Yoksulluk, yoksunluk, umutsuzluk ve eşitsizlik, Türkiye’nin son dönemdeki çoklu krizlerinin en belirgin sonuçları. Çocukların ve gençlerin geleceğe bakışını da biçimlendiren bu olumsuz sonuçlar, okula devam, beceri ve yetkinlik kazanma, toplumsal kurallara uyma gibi ruhsal/sosyal davranış pratiklerini nasıl etkiliyor?

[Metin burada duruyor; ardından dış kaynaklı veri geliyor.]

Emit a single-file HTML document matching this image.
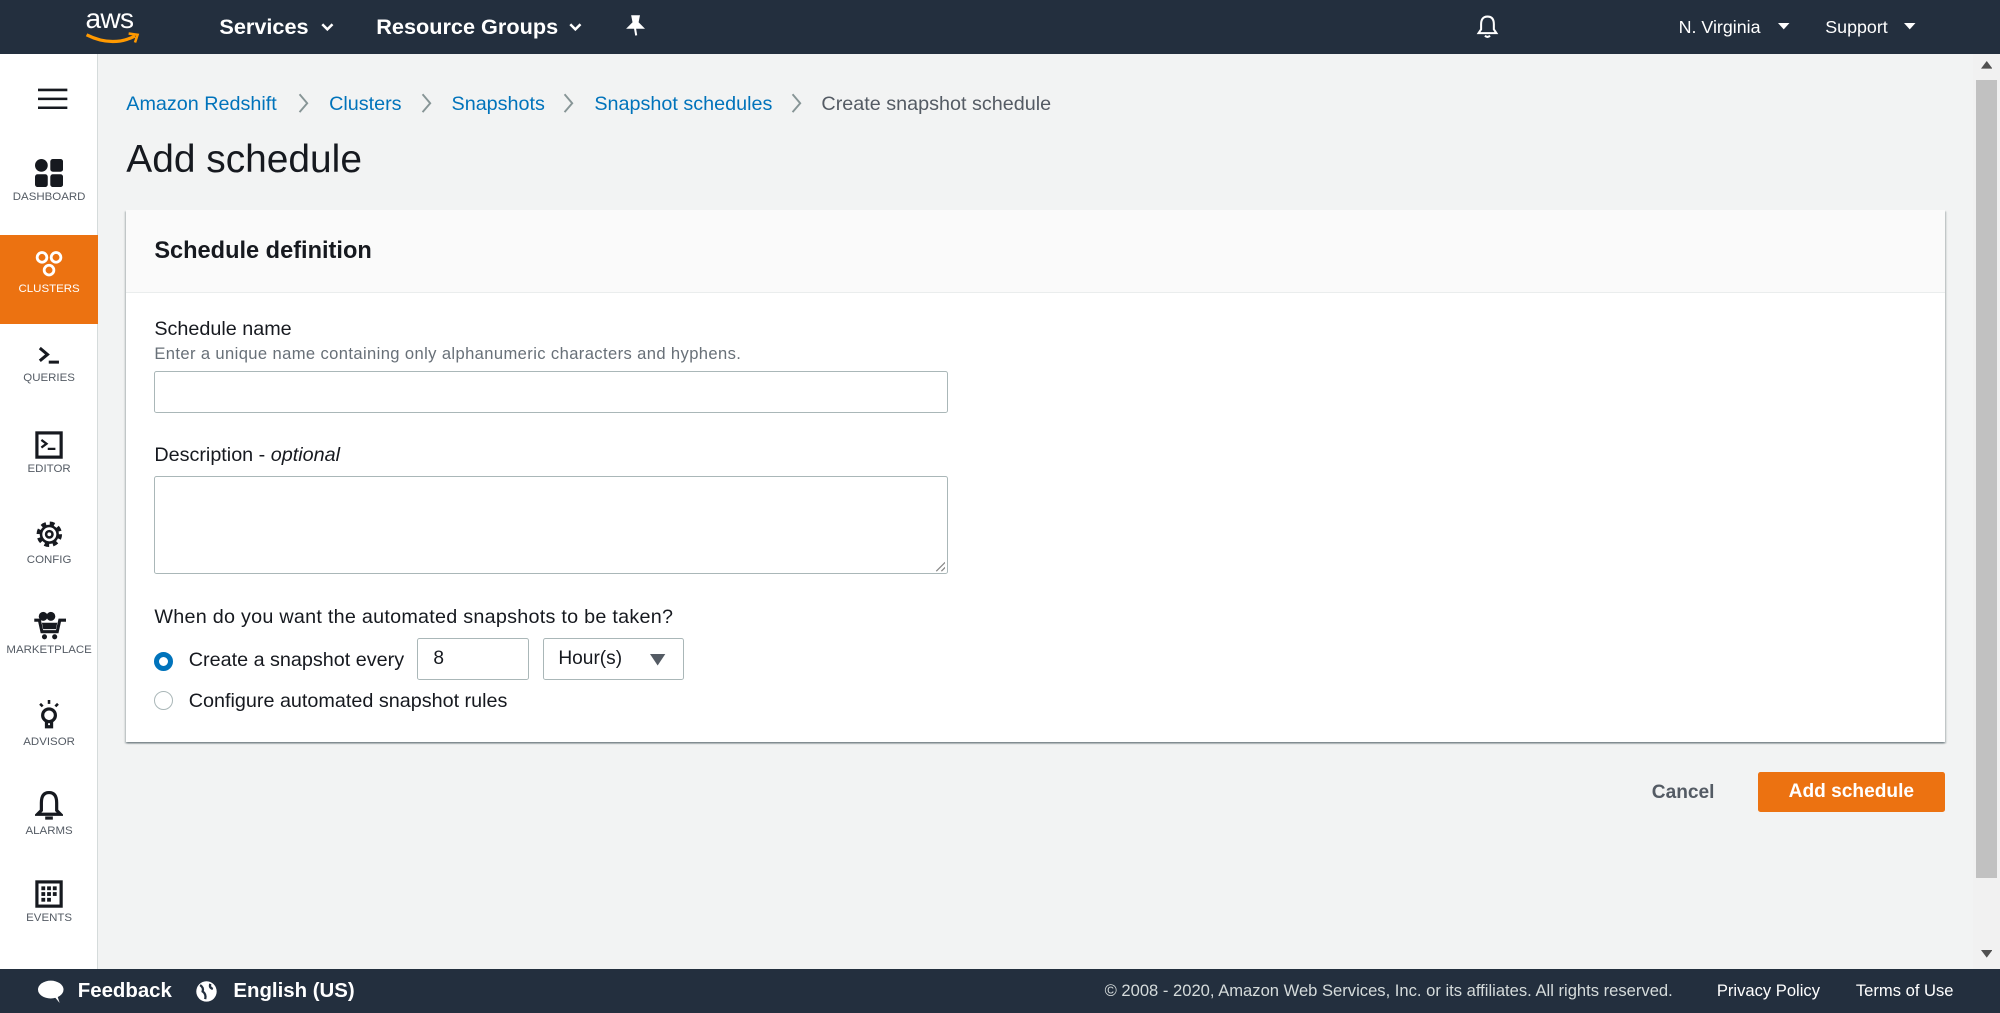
<!DOCTYPE html>
<html><head><meta charset="utf-8"><style>
html{zoom:1.27551}
*{box-sizing:border-box;margin:0;padding:0}
body{width:1568px;height:794px;overflow:hidden;font-family:"Liberation Sans",Arial,sans-serif;background:#f2f3f3;position:relative;color:#16191f}
.abs{position:absolute}
#hdr{left:0;top:0;width:1568px;height:42px;background:#232f3e;color:#fff}
#hdr .t{position:absolute;top:11px;font-weight:bold;font-size:17px}
#hdr .s{position:absolute;top:13px;font-size:14px}
#side{left:0;top:42px;width:77px;height:718px;background:#fff;border-right:1px solid #d5dbdb}
.nav{position:absolute;left:0;width:77px;text-align:center;font-size:9px;color:#545b64}
.nav svg{display:block;margin:0 auto 3px}
#scroll{left:1547px;top:42px;width:21px;height:718px;background:#f1f1f1}
.bc{position:absolute;top:73px;font-size:15.5px;color:#0073bb;white-space:nowrap}
.sep{position:absolute;top:73px}
h1{position:absolute;left:99px;top:108px;font-size:30.5px;font-weight:normal;color:#16191f}
#panel{left:99px;top:165px;width:1426px;height:417px;background:#fff;box-shadow:0 1px 1px rgba(0,28,36,.3),1px 1px 1px rgba(0,28,36,.15),-1px 1px 1px rgba(0,28,36,.15)}
#ph{position:absolute;left:0;top:0;width:100%;height:65px;background:#fafafa;border-bottom:1px solid #eaeded}
.lbl{position:absolute;font-size:15.5px;color:#16191f;white-space:nowrap}
.inp{position:absolute;border:1px solid #aab7b8;background:#fff;border-radius:2px}
#ftr{left:0;top:760px;width:1568px;height:34px;background:#232f3e;color:#fff}
</style></head><body>
<div id="hdr" class="abs">
 <div class="abs" style="left:67px;top:2px;font-size:22px;font-weight:normal;letter-spacing:-0.5px">aws</div>
 <svg class="abs" style="left:66px;top:24px" width="46" height="12" viewBox="0 0 46 12"><path d="M2 3 Q22 13 40 4" stroke="#ff9900" stroke-width="2.5" fill="none"/><path d="M35 2 L42 3 L40 9" stroke="#ff9900" stroke-width="2" fill="none"/></svg>
 <div class="t" style="left:172px">Services</div>
 <svg class="abs" style="left:252px;top:18px" width="10" height="7"><path d="M1 1 L5 5 L9 1" stroke="#fff" stroke-width="2" fill="none"/></svg>
 <div class="t" style="left:295px">Resource Groups</div>
 <svg class="abs" style="left:446px;top:18px" width="10" height="7"><path d="M1 1 L5 5 L9 1" stroke="#fff" stroke-width="2" fill="none"/></svg>
 <svg class="abs" style="left:491px;top:12px" width="15" height="17" viewBox="0 0 15 17"><path d="M5 1 L10 1 L9 6 L13 10 L2 10 L6 6 Z M7 10 L8 16" stroke="#fff" stroke-width="1.6" fill="#fff"/></svg>
 <svg class="abs" style="left:1157px;top:11px" width="18" height="20" viewBox="0 0 18 20"><path d="M9 2 C5 2 4 5 4 8 L4 12 L2 15 L16 15 L14 12 L14 8 C14 5 13 2 9 2 Z M7 17 Q9 19 11 17" stroke="#fff" stroke-width="1.6" fill="none"/></svg>
 <div class="s" style="left:1316px">N. Virginia</div>
 <svg class="abs" style="left:1394px;top:18px" width="9" height="6"><path d="M0 0 L9 0 L4.5 5Z" fill="#fff"/></svg>
 <div class="s" style="left:1431px">Support</div>
 <svg class="abs" style="left:1493px;top:18px" width="9" height="6"><path d="M0 0 L9 0 L4.5 5Z" fill="#fff"/></svg>
</div>
<div id="side" class="abs">
 <svg class="abs" style="left:30px;top:27px" width="23" height="17"><path d="M0 1.5H23M0 8.5H23M0 15.5H23" stroke="#16191f" stroke-width="2"/></svg>
 <div class="nav" style="top:83px"><svg width="22" height="22" viewBox="0 0 22 22"><circle cx="5" cy="5" r="5" fill="#16191f"/><rect x="12" y="0" width="10" height="10" rx="2" fill="#16191f"/><rect x="0" y="12" width="10" height="10" rx="2" fill="#16191f"/><rect x="12" y="12" width="10" height="10" rx="2" fill="#16191f"/></svg>DASHBOARD</div>
 <div class="nav" style="top:142px;height:70px;background:#ec7211;color:#fff;padding-top:13px"><svg width="22" height="22" viewBox="0 0 22 22"><g fill="none" stroke="#fff" stroke-width="2.2"><circle cx="5.5" cy="5" r="3.8"/><circle cx="16.5" cy="5" r="3.8"/><circle cx="11" cy="15" r="3.8"/></g></svg>CLUSTERS</div>
 <div class="nav" style="top:227px"><svg width="20" height="20" viewBox="0 0 20 20"><path d="M3 4 L9 9 L3 14 M10 15 H18" stroke="#16191f" stroke-width="2.4" fill="none"/></svg>QUERIES</div>
 <div class="nav" style="top:296px"><svg width="22" height="22" viewBox="0 0 22 22"><rect x="1.5" y="1.5" width="19" height="19" fill="none" stroke="#16191f" stroke-width="2.5"/><path d="M5 7 L9 10 L5 13 M10 14 H16" stroke="#16191f" stroke-width="1.8" fill="none"/></svg>EDITOR</div>
 <div class="nav" style="top:365px"><svg width="24" height="24" viewBox="0 0 24 24"><circle cx="12" cy="12" r="8" fill="none" stroke="#16191f" stroke-width="4" stroke-dasharray="3.5 2.8"/><circle cx="12" cy="12" r="6.5" fill="none" stroke="#16191f" stroke-width="2"/><circle cx="12" cy="12" r="2.5" fill="none" stroke="#16191f" stroke-width="2"/></svg>CONFIG</div>
 <div class="nav" style="top:436px"><svg width="26" height="24" viewBox="0 0 26 24"><circle cx="8" cy="5" r="3.5" fill="#16191f"/><circle cx="14" cy="5" r="3.5" fill="#16191f"/><path d="M1 8 L5 8 L7 17 L19 17 L21 8 L26 8" stroke="#16191f" stroke-width="2.4" fill="none"/><path d="M7 10 L19 10 L18 15 L8 15Z" fill="#16191f"/><circle cx="9" cy="21" r="2" fill="#16191f"/><circle cx="17" cy="21" r="2" fill="#16191f"/></svg>MARKETPLACE</div>
 <div class="nav" style="top:507px"><svg width="22" height="25" viewBox="0 0 22 25"><path d="M4 3 L6 5 M18 3 L16 5 M11 0 V3" stroke="#16191f" stroke-width="2"/><circle cx="11" cy="12" r="5" fill="none" stroke="#16191f" stroke-width="2.5"/><path d="M9 17 L9 21 L13 21 L13 17" stroke="#16191f" stroke-width="2.5" fill="none"/></svg>ADVISOR</div>
 <div class="nav" style="top:577px"><svg width="22" height="25" viewBox="0 0 22 25"><path d="M11 2 C6 2 5 6 5 10 L5 16 L2 19 L20 19 L17 16 L17 10 C17 6 16 2 11 2Z" fill="none" stroke="#16191f" stroke-width="2.5"/><path d="M8 22 H14" stroke="#16191f" stroke-width="2.5"/></svg>ALARMS</div>
 <div class="nav" style="top:648px"><svg width="22" height="22" viewBox="0 0 22 22"><rect x="1.5" y="1.5" width="19" height="19" fill="none" stroke="#16191f" stroke-width="2.5"/><g fill="#16191f"><rect x="5" y="5" width="3" height="3"/><rect x="9.5" y="5" width="3" height="3"/><rect x="14" y="5" width="3" height="3"/><rect x="5" y="9.5" width="3" height="3"/><rect x="9.5" y="9.5" width="3" height="3"/><rect x="14" y="9.5" width="3" height="3"/><rect x="5" y="14" width="3" height="3"/><rect x="9.5" y="14" width="3" height="3"/></g></svg>EVENTS</div>
</div>
<div id="scroll" class="abs"><div class="abs" style="left:2px;top:21px;width:17px;height:625px;background:#c1c1c1"></div>
<svg class="abs" style="left:6px;top:6px" width="9" height="6"><path d="M0 6 L9 6 L4.5 0Z" fill="#505050"/></svg>
<svg class="abs" style="left:6px;top:703px" width="9" height="6"><path d="M0 0 L9 0 L4.5 6Z" fill="#505050"/></svg></div>
<div class="bc" style="left:99px">Amazon Redshift</div>
<div class="bc" style="left:258px">Clusters</div>
<div class="bc" style="left:354px">Snapshots</div>
<div class="bc" style="left:466px">Snapshot schedules</div>
<div class="bc" style="left:644px;color:#545b64">Create snapshot schedule</div>
<svg class="sep" style="left:233px;top:73px" width="10" height="16"><path d="M2 1 L8 8 L2 15" stroke="#879596" stroke-width="1.5" fill="none"/></svg>
<svg class="sep" style="left:329px;top:73px" width="10" height="16"><path d="M2 1 L8 8 L2 15" stroke="#879596" stroke-width="1.5" fill="none"/></svg>
<svg class="sep" style="left:441px;top:73px" width="10" height="16"><path d="M2 1 L8 8 L2 15" stroke="#879596" stroke-width="1.5" fill="none"/></svg>
<svg class="sep" style="left:619px;top:73px" width="10" height="16"><path d="M2 1 L8 8 L2 15" stroke="#879596" stroke-width="1.5" fill="none"/></svg>
<h1>Add schedule</h1>
<div id="panel" class="abs">
 <div id="ph"><div class="abs" style="left:22px;top:21px;font-size:18.5px;font-weight:bold">Schedule definition</div></div>
 <div class="lbl" style="left:22px;top:84px">Schedule name</div>
 <div class="abs" style="left:22px;top:105px;font-size:13px;color:#687078;letter-spacing:0.3px">Enter a unique name containing only alphanumeric characters and hyphens.</div>
 <div class="inp" style="left:22px;top:126px;width:622px;height:33px"></div>
 <div class="lbl" style="left:22px;top:183px">Description - <i>optional</i></div>
 <div class="inp" style="left:22px;top:208px;width:622px;height:77px"><svg class="abs" style="right:1px;bottom:1px" width="8" height="8"><path d="M8 1 L1 8 M8 5 L5 8" stroke="#888" stroke-width="1"/></svg></div>
 <div class="lbl" style="left:22px;top:310px;letter-spacing:0.2px">When do you want the automated snapshots to be taken?</div>
 <div class="abs" style="left:22px;top:346px;width:15px;height:15px;border-radius:50%;border:4.5px solid #0073bb;background:#fff"></div>
 <div class="lbl" style="left:49px;top:344px">Create a snapshot every</div>
 <div class="inp" style="left:228px;top:335px;width:88px;height:33px;font-size:15px;padding:7px 12px">8</div>
 <div class="inp" style="left:327px;top:335px;width:110px;height:33px;font-size:15px;padding:7px 11px">Hour(s)<svg class="abs" style="left:83px;top:12px" width="12" height="9"><path d="M0 0 L12 0 L6 9Z" fill="#545b64"/></svg></div>
 <div class="abs" style="left:22px;top:377px;width:15px;height:15px;border-radius:50%;border:1px solid #aab7b8;background:#fff"></div>
 <div class="lbl" style="left:49px;top:376px">Configure automated snapshot rules</div>
</div>
<div class="abs" style="left:1295px;top:613px;font-size:15px;font-weight:bold;color:#545b64">Cancel</div>
<div class="abs" style="left:1378px;top:605px;width:147px;height:32px;background:#ec7211;border-radius:2px;color:#fff;font-size:15px;font-weight:bold;text-align:center;line-height:32px">Add schedule</div>
<div id="ftr" class="abs">
 <svg class="abs" style="left:30px;top:8px" width="21" height="18" viewBox="0 0 21 18"><ellipse cx="10" cy="7.5" rx="10" ry="7" fill="#fff"/><path d="M12 12 L17 18 L15 12Z" fill="#fff"/></svg>
 <div class="abs" style="left:61px;top:8px;font-size:16px;font-weight:bold">Feedback</div>
 <svg class="abs" style="left:153px;top:8px" width="18" height="18" viewBox="0 0 18 18"><circle cx="9" cy="9" r="8" fill="#fff"/><path d="M4 4 Q7 6 6 9 Q9 11 8 15 M12 3 Q11 6 14 7" stroke="#232f3e" stroke-width="1.8" fill="none"/></svg>
 <div class="abs" style="left:183px;top:8px;font-size:16px;font-weight:bold">English (US)</div>
 <div class="abs" style="left:866px;top:9px;font-size:13px;color:#d5dbdb">© 2008 - 2020, Amazon Web Services, Inc. or its affiliates. All rights reserved.</div>
 <div class="abs" style="left:1346px;top:9px;font-size:13px">Privacy Policy</div>
 <div class="abs" style="left:1455px;top:9px;font-size:13px">Terms of Use</div>
</div>
</body></html>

Doç. Dr. Ayşe Burcu Erdoğdu Yıldırım: Yoksul aileler, yeterli ve düzenli beslenme, giyinme, barınma, sağlık hizmeti alma gibi temel ve zorunlu gereksinimleri karşılayamama, ekonomik harcama gerektiren belli amaçlarına ulaşamama gibi durumlarla karşı karşıya kalmaktadır. Ekonomik güçlük yaşayan ailelerdeki kısıtlı imkânlar, çocuklarda daha düşük bilişsel/sosyal yeteneğe ve okul başarısındaki düşüşe neden olmaktadır. Uyum problemleriyle birlikte akademik başarıdaki düşüş, geleceğe dair umutsuzluk, okula devam etmekle ilgili motivasyon eksikliği ve zaman zaman okula devam etmede problemler görülebilmektedir. Ekonomik güçlükler, ailelerde baskı yaratmaktadır, ailelerin ilişki dinamiklerini, işlevselliklerini bozmaktadır ve ailelerdeki sosyalleşme süreçlerini olumsuz etkilemektedir. Çocukların, annelerine ve babalarına daha az sevgi ve daha az bağlılık gösterme eğiliminde, moral bozukluğuna ve endişeye dair şikâyetlerinde, saldırganlıkta, toplumsal kurallara uymayan davranışlarda artış riski olduğu düşünülmektedir. Ruh sağlığı çalışanları olarak bu durumu özellikle kliniklerde sıklıkla gözlemlemekteyiz. Eğitimine ekonomik nedenlerle ara vermek zorunda kalan ilkokul çağı çocuklarını değerlendiriyoruz. Bu çocuklar, örgün eğitime ara vermeleri nedeniyle ortaya çıkan ruhsal zorluklarla baş etmeye çalışıyorlar. Okula devamlılık sadece akademik beceriler için değildir. Çocukların toplumun küçük bir örneğine kurallar dahilinde karıştıkları ve uyum sağlamayı öğrendikleri güvenli bir platformdur. Bu ortamdan mahrum kalan çocukları, valizini hazırlamadan yolculuğa çıkan insanlara benzetirim. Okul ortamındaki tecrübeler, ruhsal olgunluk ve uyum becerileri, hayata bakış açımızın gelişmesini sağlar ve dünyaya verdiğimiz tepkileri düzenler. O zaman şunu söyleyebiliriz, okul çağı çocuğunun yegâne endişesi, dersler ve arkadaşlık ilişkileriyle ilgili olmalıdır. Yaşının ötesinde zorluklarla erken dönemde karşılaşan çocukların yaraları, iyileşmesi zor izler bırakır.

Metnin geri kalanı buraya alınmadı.